To recognize the single agenda behind all the particularities, Gordon argued that the Green Line should be erased in the way we conceptualize these struggles. But as he indicates, after speaking with Salim from Umm al-Hiran, the villagers of the Negev are not all ready to align themselves with Susya and Umm el-Kheir. Maybe they feel, whether or not it’s true, that there is still a great risk in this. What if their citizenship still offers a shred of privilege? In that case, who are solidarity activists to tell them to take a risk that could affect whether or not they have a home tomorrow?
While mainstream Jewish communities are sometimes ready to fight for these villages separately, they’re often not willing to see the thread that connects them. So the question becomes how to fight these battles within the framework that exists, while still trying to break out of it.
In the meantime, al-Araqib has experienced 101 demolitions since 2010. The villagers sit on their land and look out at where their olive and fig trees used to stand, before the state uprooted them and replaced them with trees born in another climate.
A few months ago, looking out at the JNF forest where his orchard used to be, Sheikh Sayah of al-Araqib said, “They want to uproot the Arabs and replace them with trees.” A few weeks later, the JNF tractors appeared again to prepare another section of Araqib’s old agricultural land for forestation.
Susya, meanwhile, is waiting for Avigdor Liberman, the Israeli defense minister and de facto arbiter of the lives of Palestinians in Area C, to decide whether the village has the right to exist on its own land. The residents of Umm al-Hiran watch bulldozers move back and forth, making room for the new Jewish town of Hiran.
Last month, villagers of Umm el-Kheir hosted a delegation from the Center for Jewish Nonviolence to participate in direct actions that help affirm their right to live where they live. Villagers have since heard that settlers complained to the army about the presence of activists painting a mural with the Palestinian children of the village. Last week, the villagers in Umm el-Kheir reported that Israeli army Civil Administration surveyors were on their land, taking photos and making maps. This is usually not a good sign.

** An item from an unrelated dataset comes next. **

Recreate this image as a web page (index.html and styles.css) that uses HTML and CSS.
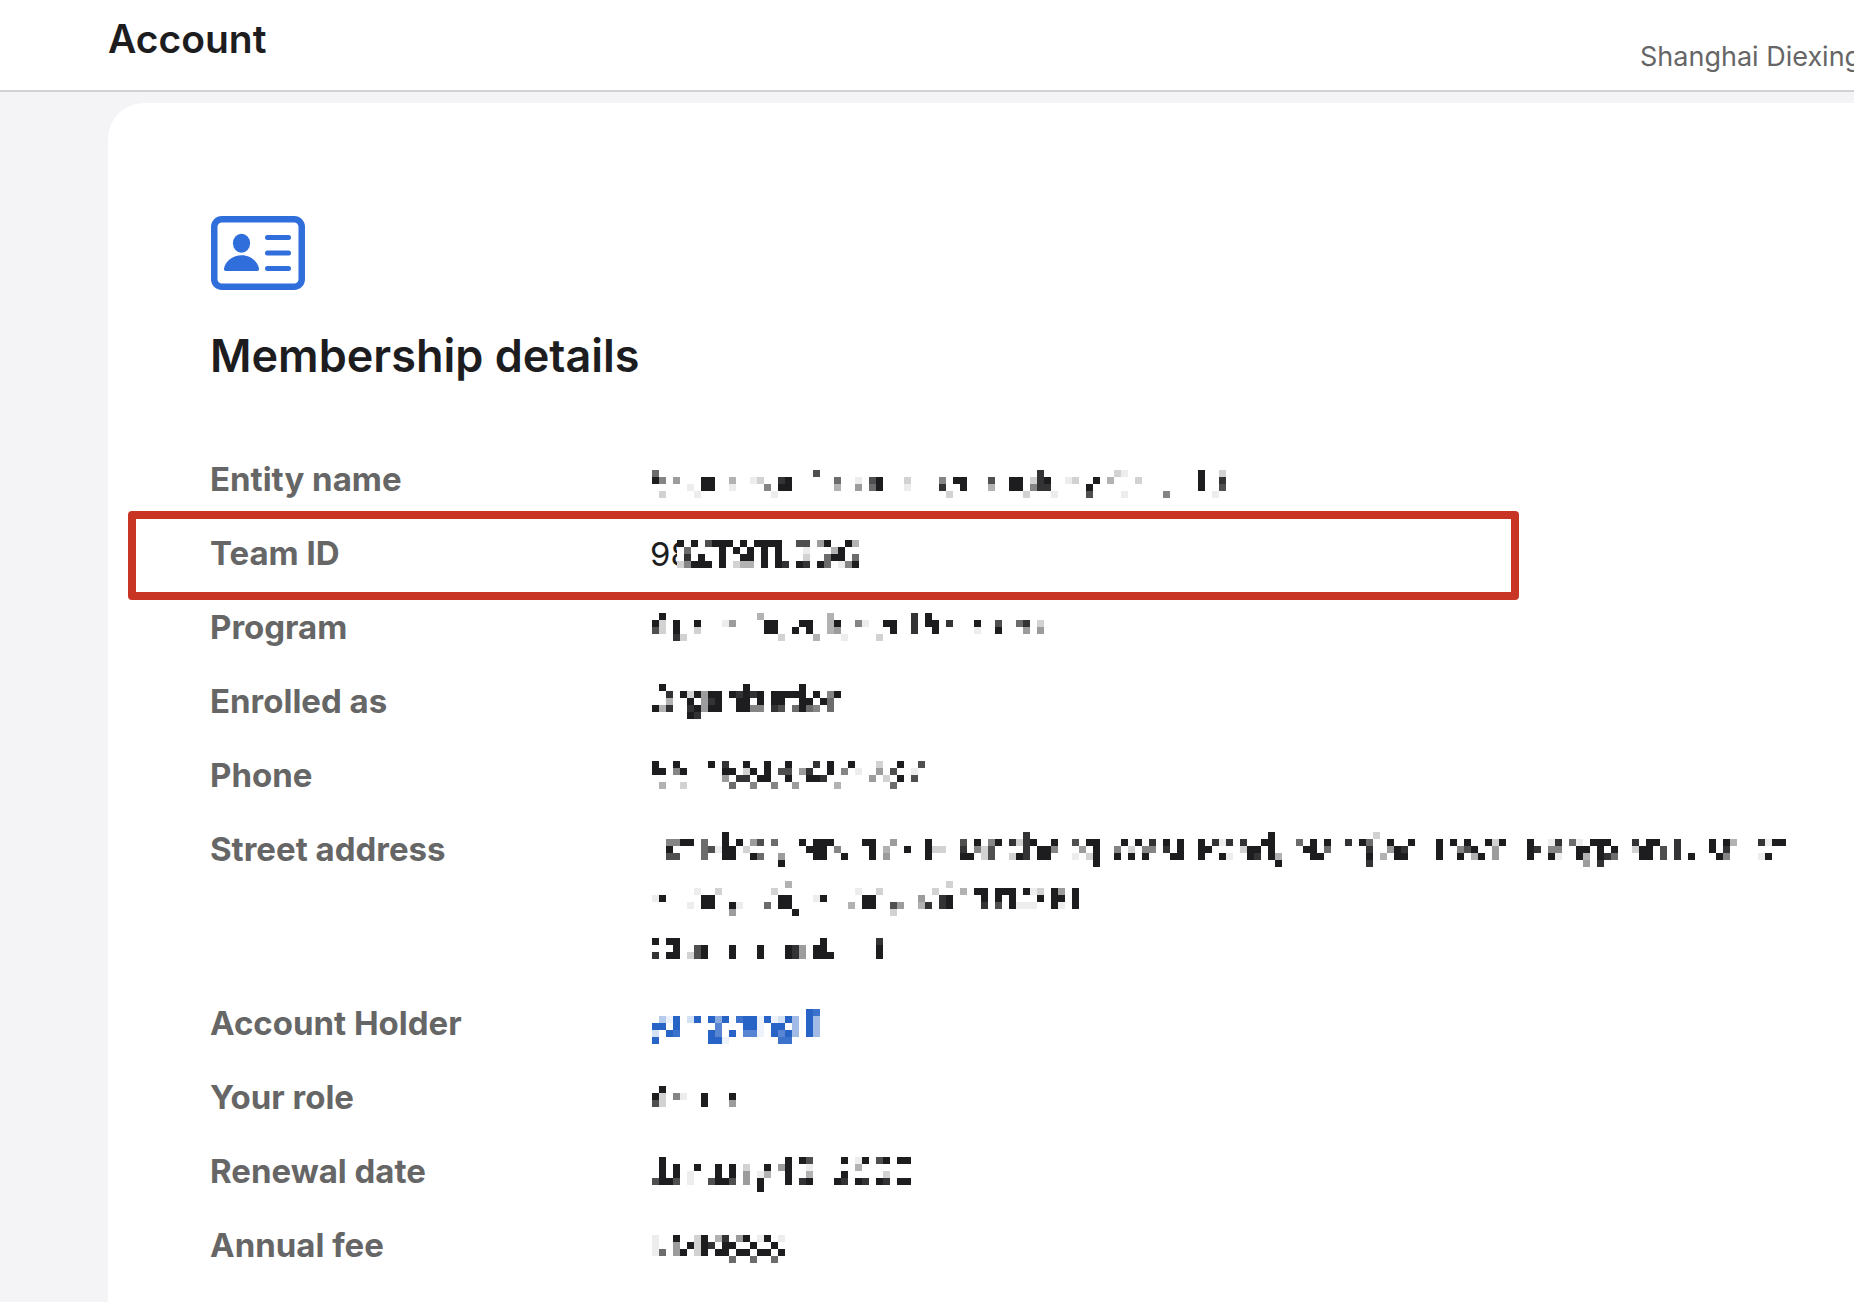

Next Saturday, the Jewish anti-occupation collective All That’s Left is working with other organizations to call for actions around a Shabbat Against Demolition. This is just one piece of an international campaign brewing to pressure Netanyahu, Liberman, the U.S. Congress and State Department, as well as the JNF, to save these four villages from erasure. Now is a good moment to remember that it’s not exactly that we have to erase the Green Line in our organizing framework; it has already been erased through Israel’s longstanding policies. All we have to do is point to the erasure that’s already there.
Everyone watching who wants a different reality in this place, all Jews who want a world in which their own power doesn’t come at another people’s expense, should look at all these stories together and develop meaningful strategies to fight what is really one story: the ongoing attempt to uproot one people, and replace it with another.
Penina Eilberg-Schwartz is a writer and activist usually based out of the Bay Area, and a member of All That’s Left: Anti-Occupation Collective. She is currently living in Israel/Palestine and working on a book of literary non-fiction with and about Combatants For Peace co-founder Sulaiman Khatib.